We act in desert regions suffering from water shortages
We have chosen to act on the African continent with the "Great Green Wall" project to preserve water resources and local communities. As it advances, the desert poses a threat to life, by causing water shortages, food crises, health crises, a loss of biodiversity, extreme poverty, climate change, and more.
While there are solutions to prevent desertification by adapting local usages, planting trees serves to form a natural belt that prevents the desert from advancing, preserving water resources and creating an environment that is more favourable to life.
This is one of the most ambitious initiatives that Klorane Botanical Foundation is involved in, and has been recognized by UNESCO.
The Great Green Wall: trees to halt the desert’s spread
The challenge is a significant one: to plant a new forest stretching all the way across the African continent to halt the desert’s spread. Today, this mission, carried out in collaboration with 11 African countries, is underway: over 70,000 desert date trees have already been planted, and over 40,000 hectares of desert has been revegetated. On this territory, the desert is retreating, the soil can once again hold water, and life is returning.
The special feature of this program is that it combines the protection of biodiversity with a humanist vision. The local population experiences its benefits in their daily lives, in the form of an improved food supply and an additional source of income.
Arid regions = 41% of the Earth’s surface = 2 billion people
We work for tomorrow, all around the world
Many forests have been lost, and deforestation is accelerating and regularly setting new records. Since its founding, Klorane Botanical Foundation has also been committed to protecting water.
Our foundation, in collaboration with many international institutions, has planted and saved thousands of trees to preserve water, soil and biodiversity.
Initiatives are being launched all over the world: individuals, communities, regions and even some nations are deciding to plant, reforest and protect plant species. And we play an active role in these initiatives: in Amazonia, the Comoros, Greece, Italy and several African countries, all of these trees help maintain the water cycle.
Their roots are aerating the soil as we speak. And we plan to plant even more in the next few years!
80% of the original forests have been cut down or damaged.
Humans destroy tens of millions of hectares of forest each year.
Most major cities in developing countries depend on forests for their water.
Amazonia: 3,000 trees planted
Imagine a community that has discovered, in the last 8 years, how to sustainably live off the forest, and that has decided to share its agroforestry practices with another, less experienced community: a new way to grow crops that does not destroy the forest they depend on, but instead helps it thrive.
In collaboration with a local NGO, Instituto Beraca, we have planted 3,000 trees, including Cupuaçu and other species.
The Comoros: 270 tonnes of wood protected per year
On the island of Anjouan in the Comoros, trees are disappearing rapidly. Ylang-Ylang distillation is one of the major causes of this deforestation. We have provided our support to the association Initiative Développement to increase the sustainability of this flower’s exploitation. Local industry players are regularly trained in best practices for forest exploitation and equipped with distillation units that consume less wood.

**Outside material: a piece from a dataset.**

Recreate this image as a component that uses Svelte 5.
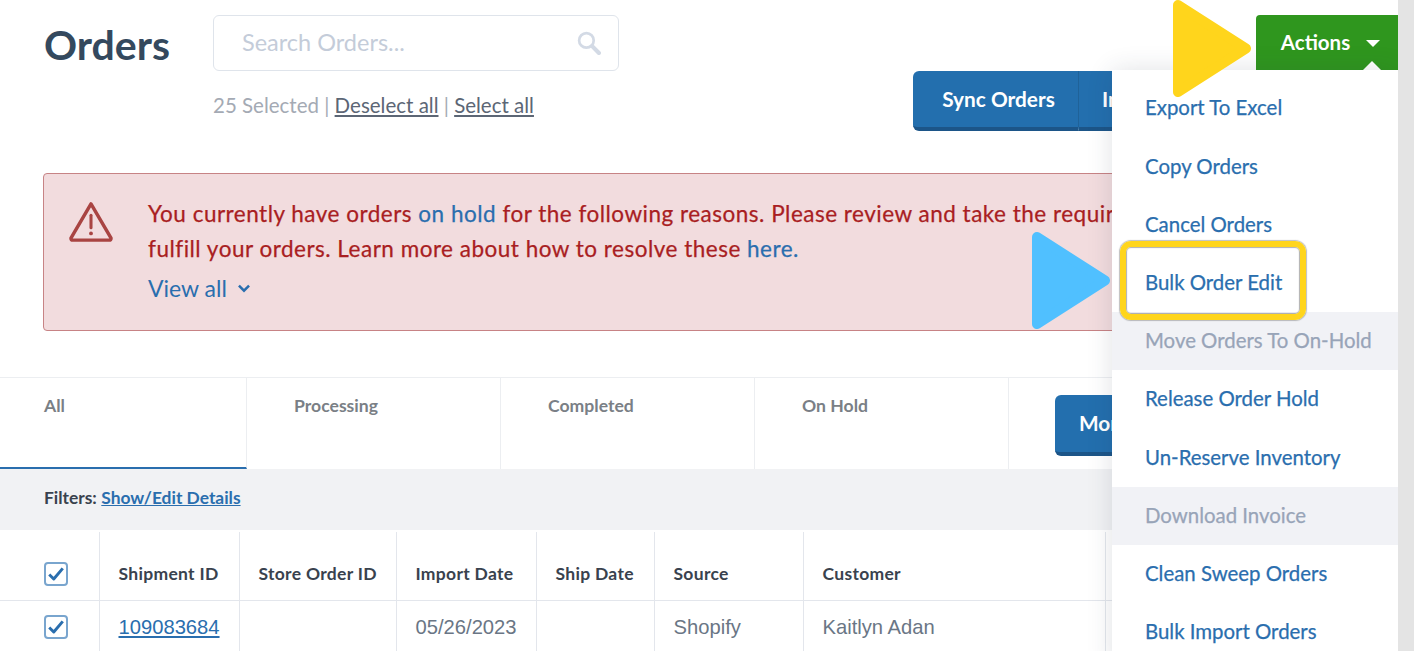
<script>
  const tabs = ['All', 'Processing', 'Completed', 'On Hold'];
  const columns = ['Shipment ID', 'Store Order ID', 'Import Date', 'Ship Date', 'Source', 'Customer'];
  const menu = [
    { label: 'Export To Excel' },
    { label: 'Copy Orders' },
    { label: 'Cancel Orders' },
    { label: 'Bulk Order Edit' },
    { label: 'Move Orders To On-Hold', disabled: true },
    { label: 'Release Order Hold' },
    { label: 'Un-Reserve Inventory' },
    { label: 'Download Invoice', disabled: true },
    { label: 'Clean Sweep Orders' },
    { label: 'Bulk Import Orders' }
  ];
</script>

{#snippet check()}
  <span class="check">
    <svg viewBox="0 0 16 16" width="18" height="18">
      <path d="M2 8.5 L6 12.5 L14 3" fill="none" stroke="#2a6eae" stroke-width="2.6" stroke-linejoin="round" />
    </svg>
  </span>
{/snippet}

<div class="page">
  <main>
    <header>
      <h1>Orders</h1>
      <div class="search-col">
        <div class="search">
          <span>Search Orders...</span>
          <svg viewBox="0 0 24 24" width="25" height="25">
            <circle cx="10" cy="10" r="7" fill="none" stroke="#d3dae5" stroke-width="2.6" />
            <path d="M15.5 15.5 L22 22" stroke="#d3dae5" stroke-width="4" stroke-linecap="round" />
          </svg>
        </div>
        <p class="selected">25 Selected | <a href="#a">Deselect all</a> | <a href="#a">Select all</a></p>
      </div>
      <div class="actions-col">
        <button class="actions">
          Actions
          <i class="caret"></i>
          <i class="notch"></i>
        </button>
        <div class="btn-group">
          <button class="blue sync">Sync Orders</button>
          <button class="blue import">Import Orders</button>
        </div>
      </div>
    </header>

    <section class="alert">
      <svg class="warn" viewBox="0 0 48 44" width="46" height="42">
        <path d="M24 3 L45 39 Q45 41 43 41 L5 41 Q3 41 3 39 Z" fill="none" stroke="#a94442" stroke-width="3.6" stroke-linejoin="round" />
        <path d="M24 15 V28" stroke="#a94442" stroke-width="3.2" stroke-linecap="round" />
        <circle cx="24" cy="34" r="2" fill="#a94442" />
      </svg>
      <div class="alert-body">
        <p>You currently have orders <a href="#a">on hold</a> for the following reasons. Please review and take the required action to<br />fulfill your orders. Learn more about how to resolve these <a href="#a">here.</a></p>
        <div class="view-all">
          View all
          <svg viewBox="0 0 12 8" width="14" height="9">
            <path d="M1.5 1.5 L6 6 L10.5 1.5" fill="none" stroke="#2a6eae" stroke-width="2.2" />
          </svg>
        </div>
      </div>
    </section>

    <nav class="tabs">
      {#each tabs as tab, i}
        <div class="tab" class:active={i === 0}>{tab}</div>
      {/each}
      <div class="tab-more"><button class="blue more">More</button></div>
    </nav>

    <div class="filters"><b>Filters:</b> <a href="#a">Show/Edit Details</a></div>

    <table>
      <colgroup>
        <col style="width: 99px" /><col style="width: 140px" /><col style="width: 157px" />
        <col style="width: 140px" /><col style="width: 118px" /><col style="width: 149px" />
        <col style="width: 302px" /><col />
      </colgroup>
      <thead>
        <tr>
          <th class="box">{@render check()}</th>
          {#each columns as col}<th>{col}</th>{/each}
          <th></th>
        </tr>
      </thead>
      <tbody>
        <tr>
          <td class="box">{@render check()}</td>
          <td><a href="#a">109083684</a></td>
          <td></td>
          <td>05/26/2023</td>
          <td></td>
          <td>Shopify</td>
          <td>Kaitlyn Adan</td>
          <td></td>
        </tr>
      </tbody>
    </table>

    <ul class="menu">
      {#each menu as item}
        <li class:disabled={item.disabled}>{item.label}</li>
      {/each}
    </ul>
    <div class="highlight"></div>
    <svg class="pointer yellow" viewBox="0 0 78 97" width="78" height="97">
      <path d="M5 5 L73 48.5 L5 92 Z" fill="#ffd51c" stroke="#ffd51c" stroke-width="10" stroke-linejoin="round" />
    </svg>
    <svg class="pointer sky" viewBox="0 0 78 97" width="78" height="97">
      <path d="M5 5 L73 48.5 L5 92 Z" fill="#50c0ff" stroke="#50c0ff" stroke-width="10" stroke-linejoin="round" />
    </svg>
  </main>
  <div class="scrollbar"></div>
</div>

<style>
  :global(body) {
    margin: 0;
    background: #fff;
    font-family: Lato, "Open Sans", sans-serif;
  }

  .page {
    display: flex;
    width: 1414px;
    height: 651px;
    overflow: hidden;
  }

  main {
    position: relative;
    width: 1398px;
    flex: none;
    overflow: hidden;
  }

  .scrollbar {
    flex: 1;
    background: #e4e4e4;
  }

  a { color: #2a6eae; }

  header {
    display: flex;
    height: 173px;
    padding: 15px 0 0 44px;
    box-sizing: border-box;
  }

  h1 {
    width: 169px;
    margin: 8px 0 0;
    font-size: 41px;
    line-height: 44px;
    font-weight: 700;
    color: #34495e;
  }

  .search {
    display: flex;
    align-items: center;
    justify-content: space-between;
    width: 406px;
    height: 56px;
    padding: 0 17px 2px 28px;
    box-sizing: border-box;
    border: 1px solid #dfe4eb;
    border-radius: 6px;
    color: #c4ccd9;
    font-size: 23.5px;
  }

  .selected {
    margin: 22px 0 0;
    font-size: 20.5px;
    line-height: 24px;
    color: #a4aab4;
  }

  .selected a { color: #5c6675; }

  .actions-col {
    display: flex;
    flex-direction: column;
    align-items: flex-end;
    margin-left: auto;
  }

  button {
    border: 0;
    font-family: inherit;
    font-weight: 700;
    color: #fff;
    cursor: pointer;
    white-space: nowrap;
  }

  .actions {
    position: relative;
    width: 142px;
    height: 55px;
    padding: 0 23px 2px 0;
    background: #2f961e;
    border-radius: 4px 0 0 0;
    font-size: 20.5px;
    margin-bottom: 1px;
  }

  .caret {
    position: absolute;
    left: 110px;
    top: 25px;
    border: 7px solid transparent;
    border-top-color: #fff;
    border-bottom: 0;
  }

  .notch {
    position: absolute;
    left: 107px;
    bottom: 0;
    border: 9px solid transparent;
    border-bottom: 9px solid #fff;
    border-top: 0;
  }

  .btn-group {
    display: flex;
    width: 485px;
  }

  .blue {
    height: 60px;
    background: #236fae;
    border-bottom: 4px solid #1c5588;
    border-radius: 6px;
    font-size: 20.8px;
  }

  .sync {
    width: 166px;
    border-radius: 6px 0 0 6px;
    border-right: 1px solid #1f6299;
    padding: 0 0 2px 6px;
  }

  .import {
    width: 160px;
    border-radius: 0;
    text-align: left;
    padding: 0 0 2px 23px;
    overflow: hidden;
  }

  .alert {
    display: flex;
    width: 1340px;
    height: 158px;
    margin-left: 43px;
    box-sizing: border-box;
    padding: 22px 0 0 24px;
    background: #f2dcde;
    border: 1px solid #c78385;
    border-radius: 4px;
    color: #a91e22;
    font-size: 22.5px;
    letter-spacing: 0.5px;
  }

  .warn { flex: none; margin-top: 5px; }

  .alert-body { margin-left: 34px; }

  .alert p {
    margin: 0;
    line-height: 35px;
    white-space: nowrap;
    -webkit-text-stroke: 0.25px currentColor;
  }

  .alert a { text-decoration: none; }

  .view-all {
    display: flex;
    align-items: center;
    gap: 10px;
    margin-top: 6px;
    line-height: 32px;
    font-size: 23px;
    letter-spacing: 0;
    color: #2a6eae;
  }

  .tabs {
    display: flex;
    height: 92px;
    margin-top: 46px;
    border-top: 1px solid #eceef1;
    box-sizing: border-box;
  }

  .tab {
    width: 254px;
    padding: 17px 0 0 47px;
    box-sizing: border-box;
    border-right: 1px solid #eceef1;
    font-size: 17.6px;
    font-weight: 700;
    color: #7a7f86;
  }

  .tab.active {
    width: 247px;
    padding-left: 44px;
    border-bottom: 2px solid #2a6eae;
  }

  .tab-more { padding: 17px 0 0 46px; }

  .more { width: 120px; height: 61px; text-align: left; padding: 0 0 2px 24px; }

  .filters {
    height: 61px;
    padding-left: 44px;
    box-sizing: border-box;
    line-height: 58px;
    background: #f1f2f4;
    font-size: 17.4px;
    color: #39424e;
  }

  .filters a { font-weight: 700; }

  table {
    width: 100%;
    margin-top: 2px;
    border-collapse: collapse;
    table-layout: fixed;
  }

  th, td {
    padding: 0 0 0 19px;
    box-sizing: border-box;
    border-right: 1px solid #e3e6ec;
    border-bottom: 1px solid #e3e6ec;
    text-align: left;
  }

  th {
    height: 68px;
    padding-top: 16px;
    font-size: 17.5px;
    font-weight: 700;
    letter-spacing: 0.3px;
    color: #39424e;
  }

  td {
    height: 54px;
    font-family: "Liberation Sans", sans-serif;
    font-size: 20.2px;
    color: #6a7685;
  }

  .box { padding: 0 0 0 44px; }

  th.box { padding-top: 16px; }

  .check {
    display: flex;
    align-items: center;
    justify-content: center;
    width: 24px;
    height: 24px;
    box-sizing: border-box;
    border: 2px solid #79a5ce;
    border-radius: 4px;
    background: #fff;
  }

  .menu {
    position: absolute;
    left: 1112px;
    top: 70px;
    width: 286px;
    height: 600px;
    margin: 0;
    padding: 9.4px 0 0;
    box-sizing: border-box;
    list-style: none;
    background: #fff;
    box-shadow: 0 0 24px rgba(40, 50, 70, 0.14);
  }

  .menu li {
    height: 58.2px;
    padding-left: 33px;
    line-height: 57px;
    font-size: 20.4px;
    color: #2a6eae;
    -webkit-text-stroke: 0.25px currentColor;
  }

  .menu li.disabled {
    background: #f1f2f6;
    color: #98a4b8;
  }

  .highlight {
    position: absolute;
    left: 1120px;
    top: 241px;
    width: 186px;
    height: 79px;
    box-sizing: border-box;
    border: 6px solid #ffd51c;
    border-radius: 11px;
    box-shadow: 0 0 1px 1px rgba(110, 110, 110, 0.45), inset 0 0 1px 1px rgba(110, 110, 110, 0.55);
  }

  .pointer { position: absolute; }
  .yellow { left: 1173px; top: 0; }
  .sky { left: 1032px; top: 232px; }
</style>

Greece: 10,000 olive trees planted
After major fires destroyed thousands of hectares of olive trees in Greece, we gave 10,000 seedlings to a community in the Peloponnese that had been especially affected by the catastrophe.
These olive trees, grown using organic farming practices, now produce delicious oil and have breathed new life into the community.
Italy: 1,000 olive trees planted
In Italy, olive trees don’t just save water, they save people, too! San Patrignano is a community that helps its residents break their addictions and reintegrate by learning a different way to live. Klorane Botanical Foundation has chosen to assist in its agricultural projects by planting 6 new plots of olive trees. They now produce oil which is sold to increase the community’s financial independence!
France: 5,000 trees planted
Forests provide shelter and nourishment for many species of birds, insects, small mammals, mushrooms, etc. When a plant species dies out, around 30 animal species can disappear. Biodiversity is more under threat today than ever before.
So what can we do? The Klorane Botanical Foundation is supporting the socially-aware Silva project to plant native trees according to the Miyawaki method.
Based on natural selection, this type of forest allows the strongest individual plants to become established and encourages each species to play an active role in the balance of its ecosystem. The Miyawaki method creates a biodiversity that is 100 times richer, with trees growing 10 times faster.
Forests help us in many other ways
They are essential for water, but that’s not all. Forests are sources of food, and also allow us to clothe ourselves, heat our homes, produce energy, and even treat illnesses.
They also play another crucial role: they provide oxygen (they are the planet’s lungs) and store CO2, which disrupts our climate. They must be protected not only to preserve water, but for all of these other reasons as well. Our lives depend on it.